Description of the task> Every line below is to be copied exactly, with the pictures left out.

--- start ---

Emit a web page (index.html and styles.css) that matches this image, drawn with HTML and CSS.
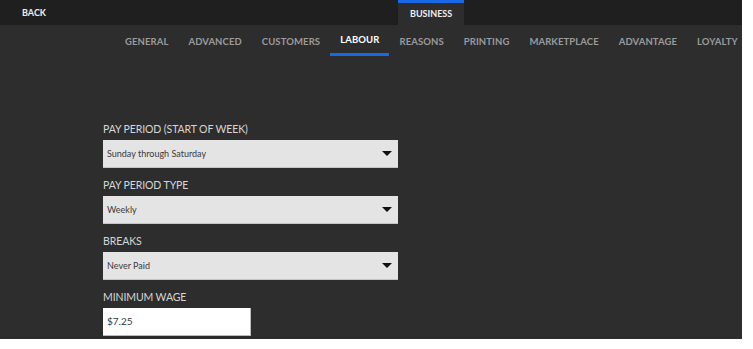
FILE: index.html
```html
<!DOCTYPE html>
<html>
<head>
<meta charset="utf-8">
<link rel="stylesheet" href="styles.css">
</head>
<body>
<div class="app">
  <header class="topbar">
    <a class="back">BACK</a>
    <div class="top-tabs">
      <a class="top-tab active">BUSINESS</a>
    </div>
  </header>
  <nav class="subnav">
    <a class="tab">GENERAL</a>
    <a class="tab">ADVANCED</a>
    <a class="tab">CUSTOMERS</a>
    <a class="tab active">LABOUR</a>
    <a class="tab">REASONS</a>
    <a class="tab">PRINTING</a>
    <a class="tab">MARKETPLACE</a>
    <a class="tab">ADVANTAGE</a>
    <a class="tab">LOYALTY</a>
  </nav>
  <main class="content">
    <div class="field">
      <label class="label">PAY PERIOD (START OF WEEK)</label>
      <div class="select"><span>Sunday through Saturday</span><i class="caret"></i></div>
    </div>
    <div class="field">
      <label class="label">PAY PERIOD TYPE</label>
      <div class="select"><span>Weekly</span><i class="caret"></i></div>
    </div>
    <div class="field">
      <label class="label">BREAKS</label>
      <div class="select"><span>Never Paid</span><i class="caret"></i></div>
    </div>
    <div class="field">
      <label class="label">MINIMUM WAGE</label>
      <div class="input">$7.25</div>
    </div>
  </main>
</div>
</body>
</html>
```
FILE: styles.css
```css
html, body {
  margin: 0;
  padding: 0;
  background: #ffffff;
}
.app {
  width: 742px;
  height: 339px;
  overflow: hidden;
  background: #2d2d2d;
  font-family: Lato, "Liberation Sans", sans-serif;
}
.topbar {
  height: 25px;
  background: #1f1f1f;
  display: flex;
  align-items: stretch;
}
.back {
  color: #f0f0f0;
  font-weight: 700;
  font-size: 9px;
  line-height: 25px;
  padding-left: 22px;
  width: 376px;
}
.top-tabs {
  display: flex;
}
.top-tab {
  color: #f0f0f0;
  font-weight: 700;
  font-size: 9px;
  background: #2d2d2d;
  border-top: 3px solid #1769e6;
  line-height: 22px;
  padding: 0 12px;
  width: 42px;
  text-align: center;
}
.subnav {
  display: flex;
  padding-left: 115px;
  height: 31px;
}
.tab {
  color: #9b9b9b;
  font-weight: 700;
  font-size: 9.5px;
  letter-spacing: 0.1px;
  padding: 0 10px;
  line-height: 33px;
  white-space: nowrap;
}
.tab.active {
  color: #ffffff;
  border-bottom: 3px solid #1769e6;
  line-height: 30px;
}
.content {
  padding: 66px 0 0 103px;
}
.field {
  margin-bottom: 10px;
}
.label {
  display: block;
  color: #d6d6d6;
  font-size: 10.5px;
  letter-spacing: -0.1px;
  line-height: 14px;
  margin-bottom: 4px;
}
.select {
  width: 295px;
  height: 28px;
  box-sizing: border-box;
  background: #e4e4e4;
  border-bottom: 1px solid #c4c4c4;
  display: flex;
  align-items: center;
  justify-content: space-between;
  padding: 0 6px 0 4px;
  color: #3a3a3a;
  font-size: 9px;
}
.caret {
  width: 0;
  height: 0;
  border-left: 5px solid transparent;
  border-right: 5px solid transparent;
  border-top: 5px solid #111;
}
.input {
  width: 148px;
  height: 28px;
  box-sizing: border-box;
  background: #ffffff;
  border-right: 1px solid #bbb;
  border-bottom: 1px solid #bbb;
  padding-left: 4px;
  line-height: 27px;
  font-size: 10px;
  color: #3a3a3a;
}
```
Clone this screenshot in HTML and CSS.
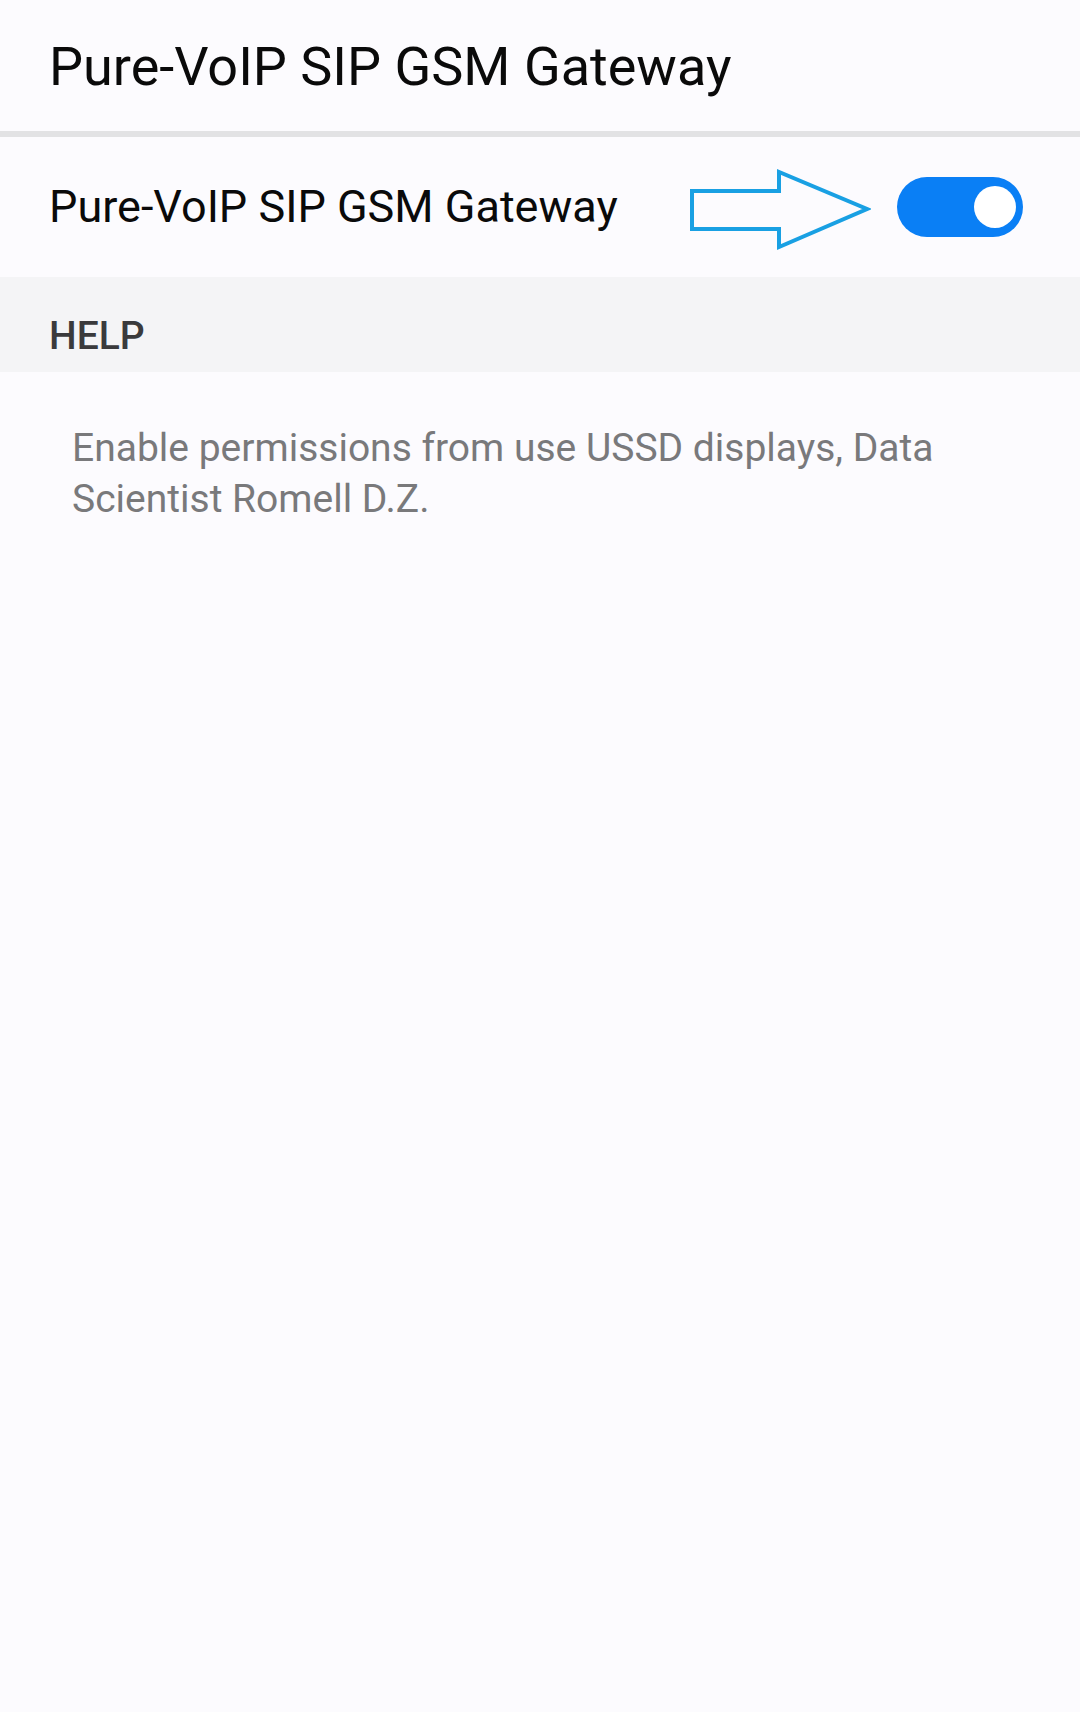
FILE: index.html
```html
<!DOCTYPE html>
<html lang="en">
<head>
<meta charset="utf-8">
<title>Pure-VoIP SIP GSM Gateway</title>
<link rel="stylesheet" href="styles.css">
</head>
<body>
<header class="appbar">
  <h1 class="appbar-title">Pure-VoIP SIP GSM Gateway</h1>
</header>
<div class="divider"></div>
<section class="setting-row">
  <span class="setting-label">Pure-VoIP SIP GSM Gateway</span>
  <svg class="hint-arrow" width="183" height="83" viewBox="0 0 183 83" aria-hidden="true">
    <polygon points="4,23 91,23 91,4 179,41 91,79 91,61 4,61" fill="none" stroke="#19a0e3" stroke-width="4" stroke-linejoin="miter"/>
  </svg>
  <div class="switch on" role="switch" aria-checked="true">
    <div class="switch-knob"></div>
  </div>
</section>
<div class="section-header">HELP</div>
<p class="help-text">Enable permissions from use USSD displays, Data Scientist Romell D.Z.</p>
</body>
</html>
```

FILE: styles.css
```css
html, body {
  margin: 0;
  padding: 0;
}
body {
  background: #fcfbfe;
  font-family: Roboto, "Noto Sans", "Liberation Sans", sans-serif;
  width: 1080px;
  min-height: 1712px;
}
.appbar {
  height: 131px;
  box-sizing: border-box;
  padding: 35px 0 0 49px;
}
.appbar-title {
  margin: 0;
  font-size: 54px;
  font-weight: 400;
  line-height: 64px;
  color: #0a0a0a;
}
.divider {
  height: 6px;
  background: #e2e2e4;
}
.setting-row {
  height: 140px;
  box-sizing: border-box;
  display: flex;
  align-items: center;
  padding: 0 57px 0 49px;
}
.setting-label {
  font-size: 45px;
  line-height: 52px;
  color: #0a0a0a;
}
.hint-arrow {
  margin-left: auto;
  margin-top: 5px;
  flex: none;
}
.switch {
  flex: none;
  width: 126px;
  height: 60px;
  margin-left: 26px;
  border-radius: 30px;
  background: #0a7ff5;
  box-sizing: border-box;
  display: flex;
  align-items: center;
  justify-content: flex-end;
  padding-right: 7px;
}
.switch-knob {
  width: 42px;
  height: 42px;
  border-radius: 50%;
  background: #ffffff;
}
.section-header {
  height: 95px;
  box-sizing: border-box;
  padding: 36px 0 0 49px;
  background: #f4f4f6;
  font-size: 39px;
  font-weight: 500;
  line-height: 46px;
  color: #3a3a3c;
}
.help-text {
  margin: 0;
  padding: 51px 60px 0 72px;
  font-size: 39px;
  line-height: 51px;
  color: #79797b;
}
```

--- end ---

Result of the task>
Emit a web page (index.html and styles.css) that matches this image, drawn with HTML and CSS.
FILE: index.html
```html
<!DOCTYPE html>
<html>
<head>
<meta charset="utf-8">
<link rel="stylesheet" href="styles.css">
</head>
<body>
<div class="app">
  <header class="topbar">
    <a class="back">BACK</a>
    <div class="top-tabs">
      <a class="top-tab active">BUSINESS</a>
    </div>
  </header>
  <nav class="subnav">
    <a class="tab">GENERAL</a>
    <a class="tab">ADVANCED</a>
    <a class="tab">CUSTOMERS</a>
    <a class="tab active">LABOUR</a>
    <a class="tab">REASONS</a>
    <a class="tab">PRINTING</a>
    <a class="tab">MARKETPLACE</a>
    <a class="tab">ADVANTAGE</a>
    <a class="tab">LOYALTY</a>
  </nav>
  <main class="content">
    <div class="field">
      <label class="label">PAY PERIOD (START OF WEEK)</label>
      <div class="select"><span>Sunday through Saturday</span><i class="caret"></i></div>
    </div>
    <div class="field">
      <label class="label">PAY PERIOD TYPE</label>
      <div class="select"><span>Weekly</span><i class="caret"></i></div>
    </div>
    <div class="field">
      <label class="label">BREAKS</label>
      <div class="select"><span>Never Paid</span><i class="caret"></i></div>
    </div>
    <div class="field">
      <label class="label">MINIMUM WAGE</label>
      <div class="input">$7.25</div>
    </div>
  </main>
</div>
</body>
</html>
```
FILE: styles.css
```css
html, body {
  margin: 0;
  padding: 0;
  background: #ffffff;
}
.app {
  width: 742px;
  height: 339px;
  overflow: hidden;
  background: #2d2d2d;
  font-family: Lato, "Liberation Sans", sans-serif;
}
.topbar {
  height: 25px;
  background: #1f1f1f;
  display: flex;
  align-items: stretch;
}
.back {
  color: #f0f0f0;
  font-weight: 700;
  font-size: 9px;
  line-height: 25px;
  padding-left: 22px;
  width: 376px;
}
.top-tabs {
  display: flex;
}
.top-tab {
  color: #f0f0f0;
  font-weight: 700;
  font-size: 9px;
  background: #2d2d2d;
  border-top: 3px solid #1769e6;
  line-height: 22px;
  padding: 0 12px;
  width: 42px;
  text-align: center;
}
.subnav {
  display: flex;
  padding-left: 115px;
  height: 31px;
}
.tab {
  color: #9b9b9b;
  font-weight: 700;
  font-size: 9.5px;
  letter-spacing: 0.1px;
  padding: 0 10px;
  line-height: 33px;
  white-space: nowrap;
}
.tab.active {
  color: #ffffff;
  border-bottom: 3px solid #1769e6;
  line-height: 30px;
}
.content {
  padding: 66px 0 0 103px;
}
.field {
  margin-bottom: 10px;
}
.label {
  display: block;
  color: #d6d6d6;
  font-size: 10.5px;
  letter-spacing: -0.1px;
  line-height: 14px;
  margin-bottom: 4px;
}
.select {
  width: 295px;
  height: 28px;
  box-sizing: border-box;
  background: #e4e4e4;
  border-bottom: 1px solid #c4c4c4;
  display: flex;
  align-items: center;
  justify-content: space-between;
  padding: 0 6px 0 4px;
  color: #3a3a3a;
  font-size: 9px;
}
.caret {
  width: 0;
  height: 0;
  border-left: 5px solid transparent;
  border-right: 5px solid transparent;
  border-top: 5px solid #111;
}
.input {
  width: 148px;
  height: 28px;
  box-sizing: border-box;
  background: #ffffff;
  border-right: 1px solid #bbb;
  border-bottom: 1px solid #bbb;
  padding-left: 4px;
  line-height: 27px;
  font-size: 10px;
  color: #3a3a3a;
}
```
Clone this screenshot in HTML and CSS.
FILE: index.html
```html
<!DOCTYPE html>
<html lang="en">
<head>
<meta charset="utf-8">
<title>Pure-VoIP SIP GSM Gateway</title>
<link rel="stylesheet" href="styles.css">
</head>
<body>
<header class="appbar">
  <h1 class="appbar-title">Pure-VoIP SIP GSM Gateway</h1>
</header>
<div class="divider"></div>
<section class="setting-row">
  <span class="setting-label">Pure-VoIP SIP GSM Gateway</span>
  <svg class="hint-arrow" width="183" height="83" viewBox="0 0 183 83" aria-hidden="true">
    <polygon points="4,23 91,23 91,4 179,41 91,79 91,61 4,61" fill="none" stroke="#19a0e3" stroke-width="4" stroke-linejoin="miter"/>
  </svg>
  <div class="switch on" role="switch" aria-checked="true">
    <div class="switch-knob"></div>
  </div>
</section>
<div class="section-header">HELP</div>
<p class="help-text">Enable permissions from use USSD displays, Data Scientist Romell D.Z.</p>
</body>
</html>
```

FILE: styles.css
```css
html, body {
  margin: 0;
  padding: 0;
}
body {
  background: #fcfbfe;
  font-family: Roboto, "Noto Sans", "Liberation Sans", sans-serif;
  width: 1080px;
  min-height: 1712px;
}
.appbar {
  height: 131px;
  box-sizing: border-box;
  padding: 35px 0 0 49px;
}
.appbar-title {
  margin: 0;
  font-size: 54px;
  font-weight: 400;
  line-height: 64px;
  color: #0a0a0a;
}
.divider {
  height: 6px;
  background: #e2e2e4;
}
.setting-row {
  height: 140px;
  box-sizing: border-box;
  display: flex;
  align-items: center;
  padding: 0 57px 0 49px;
}
.setting-label {
  font-size: 45px;
  line-height: 52px;
  color: #0a0a0a;
}
.hint-arrow {
  margin-left: auto;
  margin-top: 5px;
  flex: none;
}
.switch {
  flex: none;
  width: 126px;
  height: 60px;
  margin-left: 26px;
  border-radius: 30px;
  background: #0a7ff5;
  box-sizing: border-box;
  display: flex;
  align-items: center;
  justify-content: flex-end;
  padding-right: 7px;
}
.switch-knob {
  width: 42px;
  height: 42px;
  border-radius: 50%;
  background: #ffffff;
}
.section-header {
  height: 95px;
  box-sizing: border-box;
  padding: 36px 0 0 49px;
  background: #f4f4f6;
  font-size: 39px;
  font-weight: 500;
  line-height: 46px;
  color: #3a3a3c;
}
.help-text {
  margin: 0;
  padding: 51px 60px 0 72px;
  font-size: 39px;
  line-height: 51px;
  color: #79797b;
}
```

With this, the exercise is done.